Obcięcie prezydenckiej pensji legalne. Decyzja wojewody nie zaskoczyła
Wojewoda podlaski nie podważył legalności uchwały Rady Miasta obniżającej pensję prezydenta Białegostoku. Tadeusz Truskolaski się tego spodziewał, ale broni nie składa.
Ewelina Sadowska-Dubicka
5 października Rada Miasta uchwaliła obniżenie pensji prezydenta Tadeusza Truskolaskiego o 3,6 tys. zł brutto miesięcznie. Powodem miało być choćby to, że radni dwukrotnie nie udzielili absolutorium włodarzowi, a obniżka pensji, w ich mniemaniu, miała zmotywować go do lepszej pracy.
Uchwała została dwukrotnie poddana ocenie prawnej przez organ nadzorujący, czyli wojewodę podlaskiego Bohdana Paszkowskiego, a dokładnie przez jego prawników. Raz, tak jak każda uchwała, w trybie standardowego sprawdzenia jej legalności i raz po wniosku z Urzędu Miejskiego o stwierdzenie jej nieważności.

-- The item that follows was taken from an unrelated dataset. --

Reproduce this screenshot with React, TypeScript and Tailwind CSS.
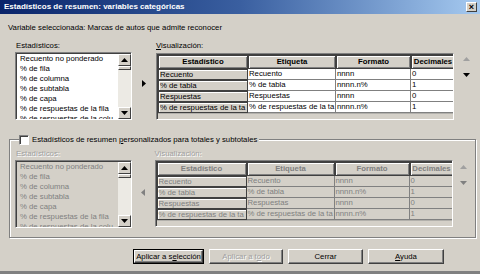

Ostatecznie jednak nie podważono jej prawidłowości.
Ta odpowiedź nie dziwi wcale najbardziej zainteresowanego, czyli prezydenta Truskolaskiego, który spodziewał się takiej decyzji, mimo że jeszcze we wtorek z rana wiedział o niej tylko z mediów.
- Nie jest to dla mnie niespodzianka. Umiem czytać decyzje polityczne – mówi Truskolaski. - Wiadomo, jak to funkcjonuje w polityce. Jeżeli wojewoda nie zaakceptowałby decyzji, żeby obciąć mi 3,6 tys., to sobie obciąłby 10. Jego pobory spadłyby do zera i to w trybie natychmiastowym. Jeszcze nie miałby się do kogo odwołać. Ja to przynajmniej mogę się odwoływać.
Tadeusz Truskolaski może i zamierza dalej się walczyć. Ma jeszcze dwie drogi i poczynił już pierwsze kroki.
- Jeden tryb to jest sąd pracy i tam już pozew został złożony. A jeśli chodzi o drogę administracyjną, to wniosek do wojewody był pierwszym krokiem. Teraz trzeba sprawdzić, jakie były podstawy decyzji i czy został wyznaczony tryb odwoławczy. Może decyzja o obcięciu moich poborów jest jak decyzja o ekshumacjach, czyli nie można się od niej odwołać – mówił prezydent.